If it is impossible to use foreach what other way is there for me to re-write the loop so to be able to use all cores and speed up things?

smci
  • 32,567
  • 20
  • 113
  • 146
g_puffo
  • 613
  • 3
  • 11
  • 21
  • If your loop does -indeed- contain only arithmetic and distributional stuff (i.e. things that R's C API offers), I guess you could gain significant efficiency by re-writing your loop in C. This loop, as is, could, just, be a copy-paste in C code with some extra API lines before and after. (If your example is not sufficiently representative of your actual loop, perhaps you could edit, so that someone can either help vectorizing (at least part of the code) or, even, help with the C code?) – alexis_laz Nov 12 '14 at 00:31
  • 1
    Moving the runif(1,0,1) from inside to outside the loop as runif(500,0,1) and then indexing u (i.e. t[n] <- u[n]) cut execution to 1/3 of the time. Other than that, it depends on your exact code whether you can bring other parts out.

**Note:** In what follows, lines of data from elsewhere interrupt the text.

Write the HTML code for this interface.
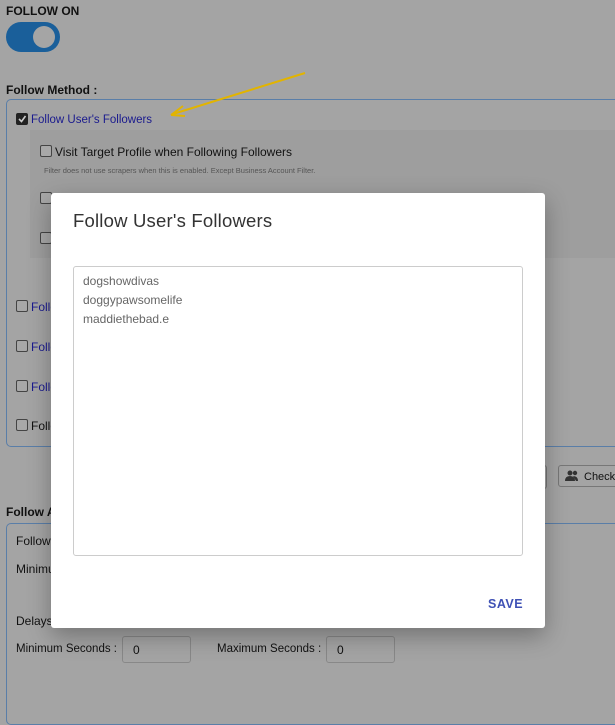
<!DOCTYPE html>
<html><head><style>
body{margin:0;width:615px;height:689px;overflow:hidden;background:#a4a4a4;font-family:"Liberation Sans",sans-serif;color:#111;position:relative}
.a{position:absolute;white-space:nowrap}
.cb{position:absolute;width:10px;height:10px;border:1px solid #444;border-radius:2px;background:#a8a8a8}
.blue{color:#1a1a8e}
.inp{position:absolute;border:1px solid #888;border-radius:3px;height:27px;font-size:12px;line-height:27px;padding-left:10px;box-sizing:border-box}
</style></head><body>
<div class="a" style="left:6px;top:4px;font-size:12px;font-weight:bold">FOLLOW ON</div>
<div class="a" style="left:6px;top:22px;width:54px;height:30px;border-radius:15px;background:#1a5f9a"></div>
<div class="a" style="left:33px;top:26px;width:22px;height:22px;border-radius:50%;background:#a5a5a5"></div>
<div class="a" style="left:6px;top:83px;font-size:12px;font-weight:bold">Follow Method :</div>
<div class="a" style="left:6px;top:99px;width:640px;height:346px;border:1px solid #5a7ea8;border-radius:5px"></div>
<svg class="a" style="left:165px;top:70px" width="145" height="50"><path d="M140 3 L8 44" stroke="#e2b400" stroke-width="2"/><path d="M6 45 L18 36 M6 45 L20 46" stroke="#e2b400" stroke-width="2"/></svg>
<div class="cb" style="left:16px;top:113px;background:#222;border-color:#222"></div>
<svg class="a" style="left:17px;top:114px" width="10" height="10"><path d="M2 5 L4.5 7.5 L8.5 2" stroke="#ccc" stroke-width="1.6" fill="none"/></svg>
<div class="a blue" style="left:31px;top:114px;font-size:11.5px">Follow User's Followers</div>
<div class="a" style="left:30px;top:130px;width:600px;height:128px;background:#9e9e9e"></div>
<div class="cb" style="left:40px;top:145px"></div>
<div class="a" style="left:55px;top:145px;font-size:12px">Visit Target Profile when Following Followers</div>
<div class="a" style="left:44px;top:166px;font-size:7.5px;color:#555">Filter does not use scrapers when this is enabled. Except Business Account Filter.</div>
<div class="cb" style="left:40px;top:192px"></div><div class="cb" style="left:40px;top:232px"></div>
<div class="cb" style="left:16px;top:300px"></div><div class="a blue" style="left:31px;top:300px;font-size:12px">Follow</div>
<div class="cb" style="left:16px;top:340px"></div><div class="a blue" style="left:31px;top:340px;font-size:12px">Follow</div>
<div class="cb" style="left:16px;top:380px"></div><div class="a blue" style="left:31px;top:380px;font-size:12px">Follow</div>
<div class="cb" style="left:16px;top:419px"></div><div class="a" style="left:31px;top:419px;font-size:12px">Follow</div>
<div class="a" style="left:520px;top:465px;width:25px;height:22px;border:1px solid #777;border-radius:3px"></div>
<div class="a" style="left:558px;top:465px;width:70px;height:22px;border:1px solid #777;border-radius:3px;font-size:11px;line-height:22px;padding-left:25px;box-sizing:border-box">Check</div>
<svg class="a" style="left:565px;top:470px" width="14" height="12"><circle cx="5" cy="3" r="2.5" fill="#333"/><path d="M0 11 Q0 6 5 6 Q10 6 10 11Z" fill="#333"/><circle cx="10" cy="3" r="2.2" fill="#333"/><path d="M8 6 Q13 6 13 11 L11 11Z" fill="#333"/></svg>
<div class="a" style="left:6px;top:505px;font-size:12px;font-weight:bold">Follow A</div>
<div class="a" style="left:6px;top:523px;width:640px;height:200px;border:1px solid #5a7ea8;border-radius:5px"></div>
<div class="a" style="left:16px;top:534px;font-size:12px">Follows</div>
<div class="a" style="left:16px;top:562px;font-size:12px">Minimu</div>
<div class="a" style="left:16px;top:614px;font-size:12px">Delays</div>
<div class="a" style="left:16px;top:643px;font-size:11.5px">Minimum Seconds :</div>
<div class="inp" style="left:122px;top:636px;width:69px">0</div>
<div class="a" style="left:217px;top:643px;font-size:11.5px">Maximum Seconds :</div>
<div class="inp" style="left:326px;top:636px;width:69px">0</div>
<div class="a" style="left:51px;top:193px;width:494px;height:435px;background:#fff;border-radius:3px;box-shadow:0 8px 24px rgba(0,0,0,.3)"></div>
<div class="a" style="left:73px;top:210px;font-size:18.5px;color:#333;letter-spacing:0.2px">Follow User's Followers</div>
<div class="a" style="left:73px;top:266px;width:450px;height:290px;border:1px solid #ccc;border-radius:3px;box-sizing:border-box"></div>
<div class="a" style="left:83px;top:272px;font-size:12px;color:#666;line-height:19px">dogshowdivas<br>doggypawsomelife<br>maddiethebad.e</div>
<div class="a" style="left:488px;top:597px;font-size:12.5px;font-weight:bold;color:#3f51b5;letter-spacing:.5px">SAVE</div>
</body></html>
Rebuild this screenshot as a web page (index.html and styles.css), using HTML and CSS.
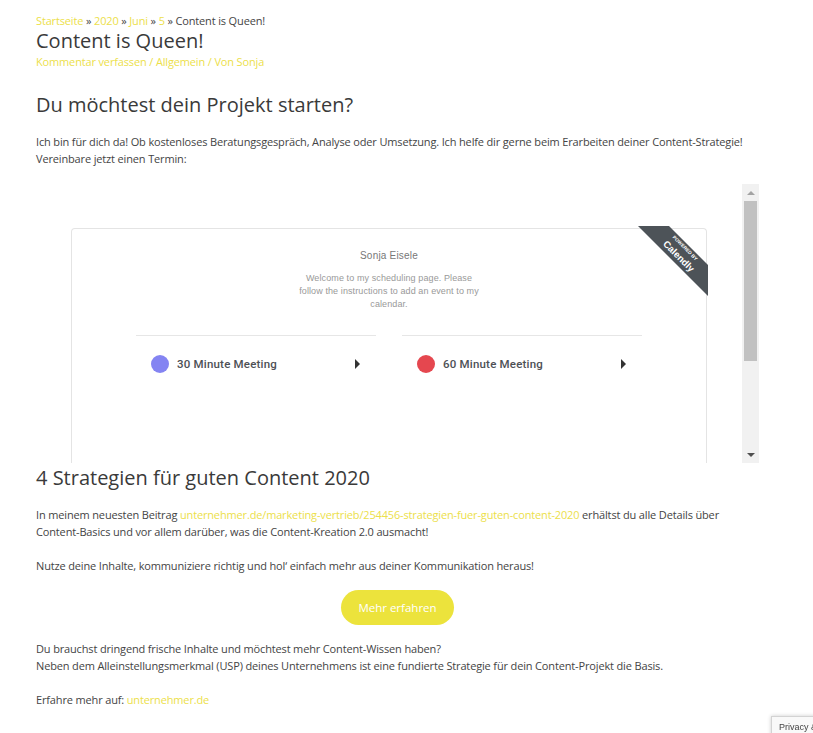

Then Rcpp or the like will be necessary. – ARobertson Nov 12 '14 at 02:11
  • @alexis_laz: thank you for this idea. I will look into re-writing it in C but it might take me some time since I know nothing of C. However, I understand that several things that R does are actually based on C so it's definitely something I want to learn! – g_puffo Nov 12 '14 at 03:12
  • @ARobertson: that's a very interesting result you got there! I will implement it right away in my algo. Also, I'm still working on your feedback on my other question about vectorizing my function: I will comment back as soon as I'm finished with it. – g_puffo Nov 12 '14 at 03:16

2 Answers2

5

Since your comments, about turning to C, were encouraging and -mostly- to prove that this isn't a hard task (especially for such operations) and it's worth looking into, here is a comparison of two sample functions that accept a number of iterations and perform the steps of your loop:

ffR = function(n) 
{
   r = 0
   t = rep(0, n)
   for(i in 1:n) {
       s = 1/2 + r
       u = runif(1)
       if(u < s) {
           t[i] = u
           r = r + 0.001
       } else r = r - 0.001
   }

   return(t)
}


ffC = inline::cfunction(sig = c(R_n = "integer"), body = '
    int n = INTEGER(AS_INTEGER(R_n))[0];

    SEXP ans;
    PROTECT(ans = allocVector(REALSXP, n));

    double r = 0.0, s, u, *pans = REAL(ans);

    GetRNGstate();

    for(int i = 0; i < n; i++) {
        s = 0.5 + r;
        u = runif(0.0, 1.0);

        if(u < s) {
            pans[i] = u;
            r += 0.001;
        } else {
            pans[i] = 0.0;
            r -= 0.001;
        }
    }

    PutRNGstate();

    UNPROTECT(1);
    return(ans);
', includes = "#include <Rmath.h>")

A comparison of results:

set.seed(007); ffR(5)
#[1] 0.00000000 0.39774545 0.11569778 0.06974868 0.24374939
set.seed(007); ffC(5)
#[1] 0.00000000 0.39774545 0.11569778 0.06974868 0.24374939

A comparison of speed:

microbenchmark::microbenchmark(ffR(1e5), ffC(1e5), times = 20)
#Unit: milliseconds
#       expr        min         lq     median         uq        max neval
# ffR(1e+05) 497.524808 519.692781 537.427332 668.875402 692.598785    20
# ffC(1e+05)   2.916289   3.019473   3.133967   3.445257   4.076541    20

And for the sake of completeness:

set.seed(101); ans1 = ffR(1e5)
set.seed(101); ans2 = ffC(1e5)
all.equal(ans1, ans2)
#[1] TRUE

Hope any of this could be helpful in some way.

alexis_laz
  • 12,884
  • 4
  • 27
  • 37
  • thank you for this template: having something to work with rather than starting from scratch will be very helpful! You've definitely been very helpful! – g_puffo Nov 12 '14 at 19:48
1

What you are trying to do, since every iteration is dependent on the previous steps of the loop, doesn't seem to be parallelizable. You are updating the variable r and expecting other branches that are running simultaneously to know about it, and in fact wait for the update to happen, which
1) Doesn't happen. They won't wait, they'll just take r's current value whatever that is at the time they are running
2) If it did it would be same as running it without %dopar%

OganM
  • 2,543
  • 16
  • 33